The Lotus Sutra is nothing other than a scripture that reveals that Shakyamuni became a Buddha in
the distant past of gohyaku-jintengo. It also predicts that Shariputra and the other disciples will become Buddhas in
the future. Those who do not believe the sutra will fall into the hell of incessant suffering. Not only did Shakyamuni
himself declare all this, but Taho Buddha also testified to its truth and the Buddhas from the ten directions extended
their tongues by way of verification. Furthermore, the Lotus Sutra states that the votary of this sutra will receive
the protection of the bodhisattvas as numerous as the dust particles of a thousand worlds who emerged from the earth,
the bodhisattvas Monju and Kannon, Bonten, Taishaku, the gods of the sun and moon, the Four Heavenly Kings and the ten
demon daughters. Therefore, there is no other way to attain Buddhahood than by practicing the Lotus Sutra, for it is
the only scripture which reveals things past and future.

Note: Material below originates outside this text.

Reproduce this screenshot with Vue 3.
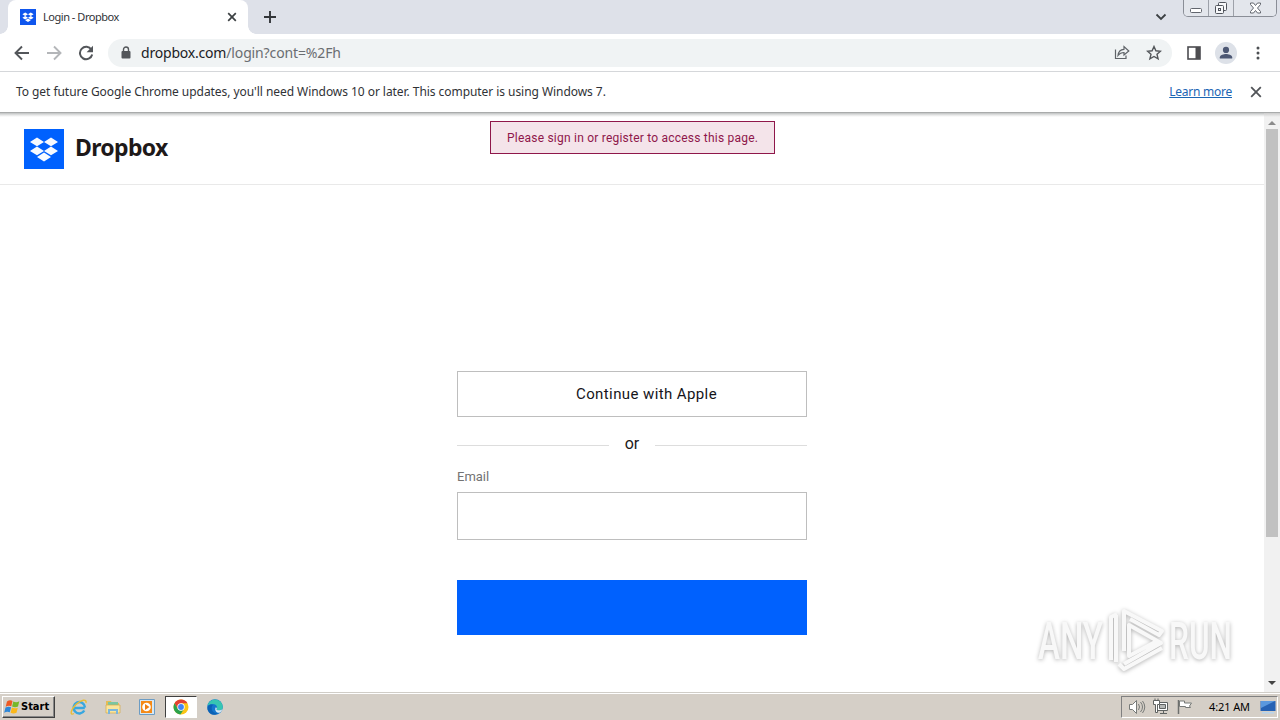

I have never seen Tsukushi, nor do I know anything about the barbarians [of the west]. Yet, the prediction
I made concerning the Mongols in light of the entire body of the sutras has already come true. Hence, when I say that
you will all fall into the hell of incessant suffering because of your ingratitude, how can my words prove false! You
may be safe for the time being, but wait and see what happens later. All of Japan will be reduced to the same miserable
state in which the islands of Iki and Tsushima now find themselves. When vast numbers of Mongol hordes close in on the
province of Awa, those of you priests who cling to prejudiced views will cringe in terror and finally fall into the
hell of incessant suffering, saying, ‘Now I know that the priest Nichiren was right.’ What a pity! What
a pity indeed!
The eleventh day of the first month
To the priests of Seicho-ji in the province of Awa
This letter is to be read aloud by the priests Sado and Suke Ajari before the statue of Bodhisattva
Kokuzo for all the priests of Seicho-ji to hear.